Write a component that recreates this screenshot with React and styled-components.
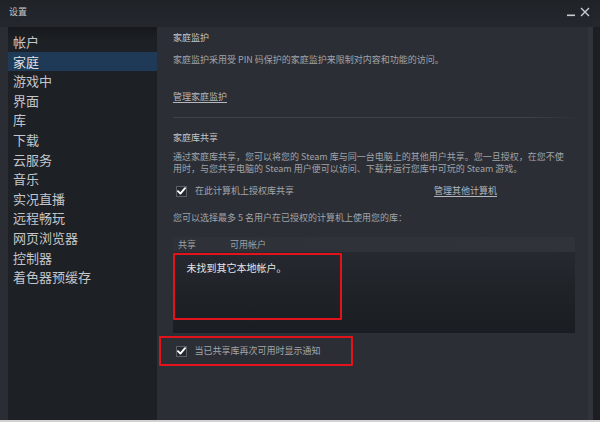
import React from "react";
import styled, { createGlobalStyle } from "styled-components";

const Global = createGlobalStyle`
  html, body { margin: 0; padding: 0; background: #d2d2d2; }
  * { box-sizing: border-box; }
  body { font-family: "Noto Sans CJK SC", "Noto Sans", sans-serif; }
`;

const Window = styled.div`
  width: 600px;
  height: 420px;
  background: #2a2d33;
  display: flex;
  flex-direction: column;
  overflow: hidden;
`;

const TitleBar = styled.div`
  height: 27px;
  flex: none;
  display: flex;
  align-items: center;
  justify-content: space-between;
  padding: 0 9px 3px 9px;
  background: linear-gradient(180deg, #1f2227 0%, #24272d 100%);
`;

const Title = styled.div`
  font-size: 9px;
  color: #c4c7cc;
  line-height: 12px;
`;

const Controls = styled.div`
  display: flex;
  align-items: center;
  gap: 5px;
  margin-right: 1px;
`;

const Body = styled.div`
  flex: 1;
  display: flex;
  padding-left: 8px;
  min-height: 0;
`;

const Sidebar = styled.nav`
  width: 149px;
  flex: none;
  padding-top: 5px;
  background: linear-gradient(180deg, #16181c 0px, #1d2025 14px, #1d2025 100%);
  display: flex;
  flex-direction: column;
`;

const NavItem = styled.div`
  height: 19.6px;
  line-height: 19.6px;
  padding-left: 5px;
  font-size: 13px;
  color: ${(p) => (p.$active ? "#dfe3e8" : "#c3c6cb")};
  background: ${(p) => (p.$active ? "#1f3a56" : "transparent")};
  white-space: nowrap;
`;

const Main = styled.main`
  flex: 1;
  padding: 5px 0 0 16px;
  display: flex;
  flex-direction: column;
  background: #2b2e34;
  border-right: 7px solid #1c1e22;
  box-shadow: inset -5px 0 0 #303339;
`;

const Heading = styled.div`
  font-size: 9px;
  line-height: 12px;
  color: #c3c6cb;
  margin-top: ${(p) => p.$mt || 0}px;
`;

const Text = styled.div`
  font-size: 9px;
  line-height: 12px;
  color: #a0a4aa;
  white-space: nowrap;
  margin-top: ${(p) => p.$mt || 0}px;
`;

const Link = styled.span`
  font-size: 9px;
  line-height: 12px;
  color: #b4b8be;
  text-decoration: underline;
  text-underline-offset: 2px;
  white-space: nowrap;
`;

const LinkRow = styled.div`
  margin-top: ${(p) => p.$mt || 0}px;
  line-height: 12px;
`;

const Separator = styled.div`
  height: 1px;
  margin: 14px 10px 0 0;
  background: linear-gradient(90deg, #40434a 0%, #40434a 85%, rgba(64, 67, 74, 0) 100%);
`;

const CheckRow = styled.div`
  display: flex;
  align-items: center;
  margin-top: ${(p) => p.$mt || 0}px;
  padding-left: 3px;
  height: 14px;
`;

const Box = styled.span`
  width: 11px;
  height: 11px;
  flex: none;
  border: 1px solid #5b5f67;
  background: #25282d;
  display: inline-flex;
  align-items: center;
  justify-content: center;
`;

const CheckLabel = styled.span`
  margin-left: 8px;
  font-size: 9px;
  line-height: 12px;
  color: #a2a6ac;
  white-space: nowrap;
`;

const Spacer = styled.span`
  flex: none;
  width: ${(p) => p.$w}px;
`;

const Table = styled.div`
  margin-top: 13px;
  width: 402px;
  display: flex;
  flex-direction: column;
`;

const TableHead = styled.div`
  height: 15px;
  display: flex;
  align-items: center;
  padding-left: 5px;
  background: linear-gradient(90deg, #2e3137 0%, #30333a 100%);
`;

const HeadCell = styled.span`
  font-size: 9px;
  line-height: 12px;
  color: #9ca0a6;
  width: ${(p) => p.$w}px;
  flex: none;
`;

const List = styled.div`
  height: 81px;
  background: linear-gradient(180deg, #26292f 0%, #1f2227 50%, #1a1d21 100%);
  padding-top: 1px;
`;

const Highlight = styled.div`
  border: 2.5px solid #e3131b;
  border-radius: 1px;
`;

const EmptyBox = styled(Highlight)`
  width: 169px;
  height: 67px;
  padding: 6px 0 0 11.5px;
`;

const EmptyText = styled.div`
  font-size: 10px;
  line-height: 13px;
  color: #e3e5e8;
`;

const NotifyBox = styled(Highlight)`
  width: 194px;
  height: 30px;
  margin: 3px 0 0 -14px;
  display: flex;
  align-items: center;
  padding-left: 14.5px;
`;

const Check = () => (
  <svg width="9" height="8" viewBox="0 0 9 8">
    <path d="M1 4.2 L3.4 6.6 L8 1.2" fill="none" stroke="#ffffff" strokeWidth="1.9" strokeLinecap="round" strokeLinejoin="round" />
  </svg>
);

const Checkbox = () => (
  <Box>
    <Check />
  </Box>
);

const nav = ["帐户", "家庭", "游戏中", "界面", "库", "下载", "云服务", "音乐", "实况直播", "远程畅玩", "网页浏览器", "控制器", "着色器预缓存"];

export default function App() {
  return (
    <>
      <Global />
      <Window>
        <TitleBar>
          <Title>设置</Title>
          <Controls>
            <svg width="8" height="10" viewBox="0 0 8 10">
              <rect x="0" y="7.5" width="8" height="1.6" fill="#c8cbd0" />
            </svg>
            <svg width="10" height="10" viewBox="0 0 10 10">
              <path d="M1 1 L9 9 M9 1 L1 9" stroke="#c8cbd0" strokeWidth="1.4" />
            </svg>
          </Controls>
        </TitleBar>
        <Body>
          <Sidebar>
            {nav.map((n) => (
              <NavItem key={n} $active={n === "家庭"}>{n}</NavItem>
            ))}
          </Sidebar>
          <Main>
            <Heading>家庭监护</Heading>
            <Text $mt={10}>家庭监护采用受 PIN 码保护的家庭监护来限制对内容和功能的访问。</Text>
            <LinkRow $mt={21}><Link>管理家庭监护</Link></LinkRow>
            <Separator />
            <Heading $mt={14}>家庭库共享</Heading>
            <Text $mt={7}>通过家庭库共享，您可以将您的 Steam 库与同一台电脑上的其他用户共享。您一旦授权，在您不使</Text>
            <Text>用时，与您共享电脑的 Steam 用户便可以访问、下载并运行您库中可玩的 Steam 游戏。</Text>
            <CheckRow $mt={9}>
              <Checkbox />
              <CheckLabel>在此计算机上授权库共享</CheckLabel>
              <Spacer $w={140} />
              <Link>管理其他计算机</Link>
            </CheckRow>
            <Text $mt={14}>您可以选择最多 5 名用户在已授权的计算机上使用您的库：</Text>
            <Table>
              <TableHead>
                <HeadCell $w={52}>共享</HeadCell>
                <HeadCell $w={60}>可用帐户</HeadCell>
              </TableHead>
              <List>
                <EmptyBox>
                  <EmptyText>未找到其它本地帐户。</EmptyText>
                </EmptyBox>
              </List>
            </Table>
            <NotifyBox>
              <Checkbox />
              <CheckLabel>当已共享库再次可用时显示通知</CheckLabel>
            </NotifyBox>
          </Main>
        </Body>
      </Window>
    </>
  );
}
--
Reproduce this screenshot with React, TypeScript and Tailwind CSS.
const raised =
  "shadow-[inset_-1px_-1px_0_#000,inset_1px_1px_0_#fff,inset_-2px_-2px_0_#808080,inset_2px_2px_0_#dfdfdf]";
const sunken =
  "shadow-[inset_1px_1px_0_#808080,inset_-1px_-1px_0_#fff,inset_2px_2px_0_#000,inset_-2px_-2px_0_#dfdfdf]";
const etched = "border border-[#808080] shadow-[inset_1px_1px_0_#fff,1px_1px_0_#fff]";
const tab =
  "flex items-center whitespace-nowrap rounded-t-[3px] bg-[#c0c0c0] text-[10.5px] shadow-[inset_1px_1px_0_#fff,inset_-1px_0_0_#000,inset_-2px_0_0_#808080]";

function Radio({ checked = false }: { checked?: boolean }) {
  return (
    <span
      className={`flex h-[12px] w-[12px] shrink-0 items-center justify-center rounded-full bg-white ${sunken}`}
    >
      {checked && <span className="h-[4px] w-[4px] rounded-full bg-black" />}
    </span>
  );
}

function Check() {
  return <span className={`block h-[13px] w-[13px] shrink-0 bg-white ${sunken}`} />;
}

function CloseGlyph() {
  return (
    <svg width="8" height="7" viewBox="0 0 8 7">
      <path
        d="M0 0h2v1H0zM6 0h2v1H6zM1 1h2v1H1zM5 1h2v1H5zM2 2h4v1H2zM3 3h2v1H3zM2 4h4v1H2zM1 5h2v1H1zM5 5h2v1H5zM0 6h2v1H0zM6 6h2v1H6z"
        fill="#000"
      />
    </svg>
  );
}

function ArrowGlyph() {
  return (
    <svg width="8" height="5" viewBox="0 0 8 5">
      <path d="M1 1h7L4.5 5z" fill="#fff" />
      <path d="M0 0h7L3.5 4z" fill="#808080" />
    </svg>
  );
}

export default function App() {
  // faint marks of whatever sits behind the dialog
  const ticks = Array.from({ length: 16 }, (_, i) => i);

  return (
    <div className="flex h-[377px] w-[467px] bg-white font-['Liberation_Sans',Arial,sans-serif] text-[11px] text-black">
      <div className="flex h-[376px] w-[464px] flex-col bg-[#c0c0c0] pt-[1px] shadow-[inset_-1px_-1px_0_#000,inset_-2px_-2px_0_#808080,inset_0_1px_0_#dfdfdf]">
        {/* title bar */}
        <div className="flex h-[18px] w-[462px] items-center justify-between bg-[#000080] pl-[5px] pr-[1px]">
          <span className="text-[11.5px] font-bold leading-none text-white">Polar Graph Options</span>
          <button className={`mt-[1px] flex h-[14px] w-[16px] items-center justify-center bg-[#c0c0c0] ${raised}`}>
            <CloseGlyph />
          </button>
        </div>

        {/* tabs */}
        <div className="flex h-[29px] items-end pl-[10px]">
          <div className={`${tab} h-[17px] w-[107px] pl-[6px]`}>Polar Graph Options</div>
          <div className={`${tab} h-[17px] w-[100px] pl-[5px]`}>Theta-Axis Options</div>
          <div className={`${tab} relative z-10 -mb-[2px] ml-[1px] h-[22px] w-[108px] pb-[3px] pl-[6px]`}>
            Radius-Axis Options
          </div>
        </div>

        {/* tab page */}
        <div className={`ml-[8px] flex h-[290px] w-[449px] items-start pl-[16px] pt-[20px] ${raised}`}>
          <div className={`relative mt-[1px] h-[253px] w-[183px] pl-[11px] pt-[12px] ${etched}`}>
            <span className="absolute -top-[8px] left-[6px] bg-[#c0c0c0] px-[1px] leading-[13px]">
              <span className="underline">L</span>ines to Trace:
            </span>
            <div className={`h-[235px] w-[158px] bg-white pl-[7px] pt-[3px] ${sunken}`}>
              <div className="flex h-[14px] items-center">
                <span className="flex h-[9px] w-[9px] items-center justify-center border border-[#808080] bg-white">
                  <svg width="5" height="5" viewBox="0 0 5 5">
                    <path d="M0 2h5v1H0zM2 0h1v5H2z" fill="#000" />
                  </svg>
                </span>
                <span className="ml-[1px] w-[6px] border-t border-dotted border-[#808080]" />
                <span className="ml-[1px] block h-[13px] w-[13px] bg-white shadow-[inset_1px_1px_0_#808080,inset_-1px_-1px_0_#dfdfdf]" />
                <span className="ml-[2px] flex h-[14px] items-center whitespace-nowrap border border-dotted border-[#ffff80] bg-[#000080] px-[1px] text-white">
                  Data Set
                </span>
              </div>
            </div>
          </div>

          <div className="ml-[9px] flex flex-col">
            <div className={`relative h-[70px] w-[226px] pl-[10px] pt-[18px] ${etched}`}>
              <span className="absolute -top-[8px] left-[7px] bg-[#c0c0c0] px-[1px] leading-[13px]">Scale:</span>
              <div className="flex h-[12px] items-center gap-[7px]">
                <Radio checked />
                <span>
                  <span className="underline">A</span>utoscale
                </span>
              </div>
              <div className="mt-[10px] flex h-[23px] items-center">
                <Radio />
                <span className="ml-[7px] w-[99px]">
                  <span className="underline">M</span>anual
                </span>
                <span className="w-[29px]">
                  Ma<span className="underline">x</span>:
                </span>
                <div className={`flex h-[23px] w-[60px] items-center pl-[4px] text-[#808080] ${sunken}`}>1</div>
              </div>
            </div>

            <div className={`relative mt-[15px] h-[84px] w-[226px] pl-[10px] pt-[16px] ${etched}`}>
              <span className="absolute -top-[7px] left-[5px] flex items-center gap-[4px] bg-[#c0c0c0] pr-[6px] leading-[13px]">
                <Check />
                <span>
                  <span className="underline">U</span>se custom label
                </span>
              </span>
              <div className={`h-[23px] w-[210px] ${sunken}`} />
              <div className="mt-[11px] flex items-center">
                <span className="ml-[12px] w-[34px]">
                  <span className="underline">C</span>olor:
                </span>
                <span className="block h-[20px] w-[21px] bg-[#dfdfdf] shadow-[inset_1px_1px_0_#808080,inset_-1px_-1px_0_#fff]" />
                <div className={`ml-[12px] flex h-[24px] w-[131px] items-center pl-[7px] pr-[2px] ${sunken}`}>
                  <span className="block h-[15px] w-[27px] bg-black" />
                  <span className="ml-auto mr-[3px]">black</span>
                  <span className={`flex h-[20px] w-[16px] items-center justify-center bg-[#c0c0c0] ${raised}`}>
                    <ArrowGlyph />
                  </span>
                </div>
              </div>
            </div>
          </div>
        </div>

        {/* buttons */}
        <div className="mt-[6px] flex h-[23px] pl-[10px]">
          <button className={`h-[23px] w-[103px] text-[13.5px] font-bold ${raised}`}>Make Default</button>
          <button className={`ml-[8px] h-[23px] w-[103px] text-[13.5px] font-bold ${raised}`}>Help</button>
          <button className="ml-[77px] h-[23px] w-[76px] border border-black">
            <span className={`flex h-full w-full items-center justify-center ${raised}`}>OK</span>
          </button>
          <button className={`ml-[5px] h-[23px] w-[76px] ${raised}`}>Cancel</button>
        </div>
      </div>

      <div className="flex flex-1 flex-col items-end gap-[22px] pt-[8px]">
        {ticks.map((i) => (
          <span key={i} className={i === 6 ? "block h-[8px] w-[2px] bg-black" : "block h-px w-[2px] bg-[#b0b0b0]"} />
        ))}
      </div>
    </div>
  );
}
==
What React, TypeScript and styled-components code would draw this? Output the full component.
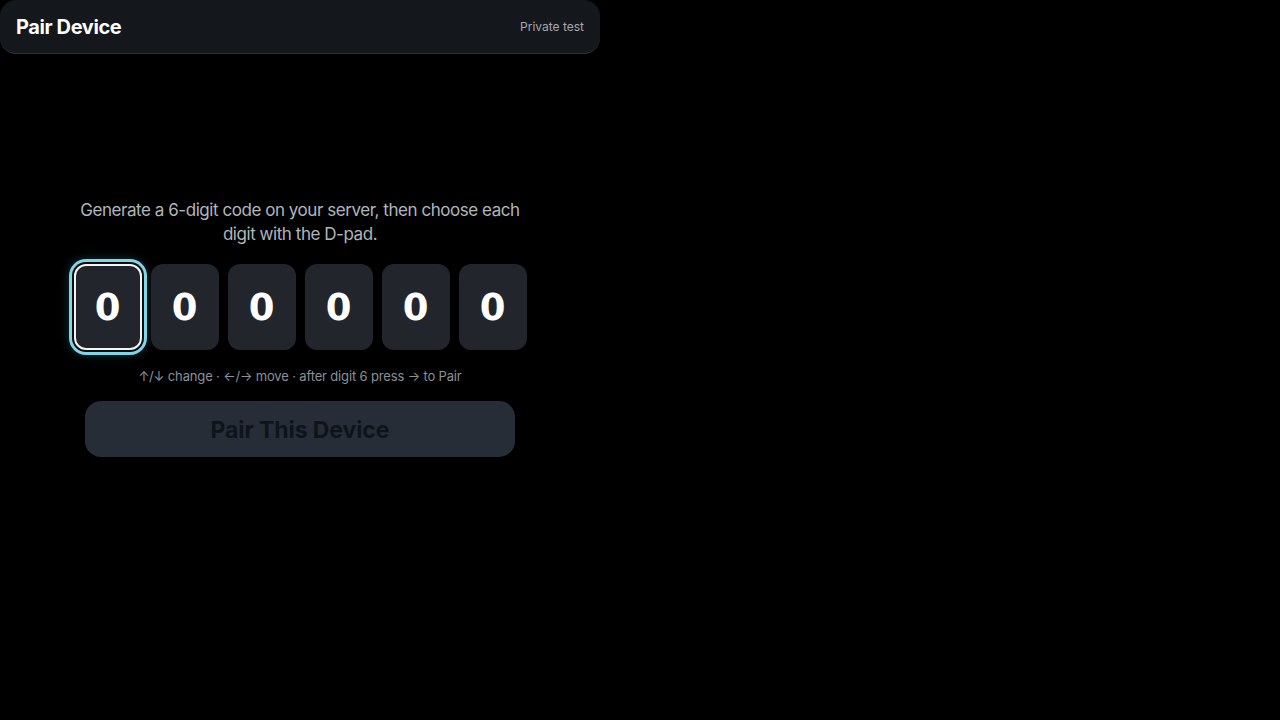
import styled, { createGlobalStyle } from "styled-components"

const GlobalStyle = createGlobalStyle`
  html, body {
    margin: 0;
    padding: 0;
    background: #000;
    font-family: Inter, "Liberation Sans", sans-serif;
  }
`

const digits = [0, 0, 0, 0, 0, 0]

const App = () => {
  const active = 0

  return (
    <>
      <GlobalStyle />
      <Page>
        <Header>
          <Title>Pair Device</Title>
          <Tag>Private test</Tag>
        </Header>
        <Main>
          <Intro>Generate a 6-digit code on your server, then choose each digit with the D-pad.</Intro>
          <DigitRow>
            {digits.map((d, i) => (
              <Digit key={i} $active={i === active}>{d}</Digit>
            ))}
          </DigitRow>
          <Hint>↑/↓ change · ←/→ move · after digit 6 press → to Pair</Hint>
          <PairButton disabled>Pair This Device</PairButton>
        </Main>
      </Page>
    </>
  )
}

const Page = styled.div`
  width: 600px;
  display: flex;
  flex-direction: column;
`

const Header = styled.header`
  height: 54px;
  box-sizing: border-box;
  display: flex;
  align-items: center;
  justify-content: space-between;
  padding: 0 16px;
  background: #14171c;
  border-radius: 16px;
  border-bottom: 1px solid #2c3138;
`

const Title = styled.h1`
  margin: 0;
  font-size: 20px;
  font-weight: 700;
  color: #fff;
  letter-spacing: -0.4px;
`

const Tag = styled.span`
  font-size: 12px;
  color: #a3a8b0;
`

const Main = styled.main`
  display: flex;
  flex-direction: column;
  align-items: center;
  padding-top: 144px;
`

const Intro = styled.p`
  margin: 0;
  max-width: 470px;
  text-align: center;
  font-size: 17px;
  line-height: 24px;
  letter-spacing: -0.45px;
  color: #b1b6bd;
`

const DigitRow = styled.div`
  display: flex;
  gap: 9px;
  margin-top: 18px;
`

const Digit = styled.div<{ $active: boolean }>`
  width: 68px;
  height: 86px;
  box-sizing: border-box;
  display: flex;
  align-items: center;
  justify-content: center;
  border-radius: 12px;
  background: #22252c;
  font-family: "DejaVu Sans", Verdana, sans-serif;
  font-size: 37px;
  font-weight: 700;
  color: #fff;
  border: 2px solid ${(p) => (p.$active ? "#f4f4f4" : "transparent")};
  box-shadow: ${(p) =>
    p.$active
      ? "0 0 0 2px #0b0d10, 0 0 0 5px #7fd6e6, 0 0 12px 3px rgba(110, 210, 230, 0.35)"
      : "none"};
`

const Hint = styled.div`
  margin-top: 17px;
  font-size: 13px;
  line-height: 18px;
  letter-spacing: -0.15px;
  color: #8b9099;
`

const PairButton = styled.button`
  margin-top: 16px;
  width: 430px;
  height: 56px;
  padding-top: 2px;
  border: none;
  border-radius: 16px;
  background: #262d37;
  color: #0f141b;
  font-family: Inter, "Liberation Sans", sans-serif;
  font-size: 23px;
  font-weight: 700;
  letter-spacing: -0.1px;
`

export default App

**Problem description:**
Leave the pictures out, then copy word for word only the lines from the one containing "What React, TypeScript" through the one containing "const active = 0", both included.

**Result of this exercise:**
What React, TypeScript and styled-components code would draw this? Output the full component.
import styled, { createGlobalStyle } from "styled-components"

const GlobalStyle = createGlobalStyle`
  html, body {
    margin: 0;
    padding: 0;
    background: #000;
    font-family: Inter, "Liberation Sans", sans-serif;
  }
`

const digits = [0, 0, 0, 0, 0, 0]

const App = () => {
  const active = 0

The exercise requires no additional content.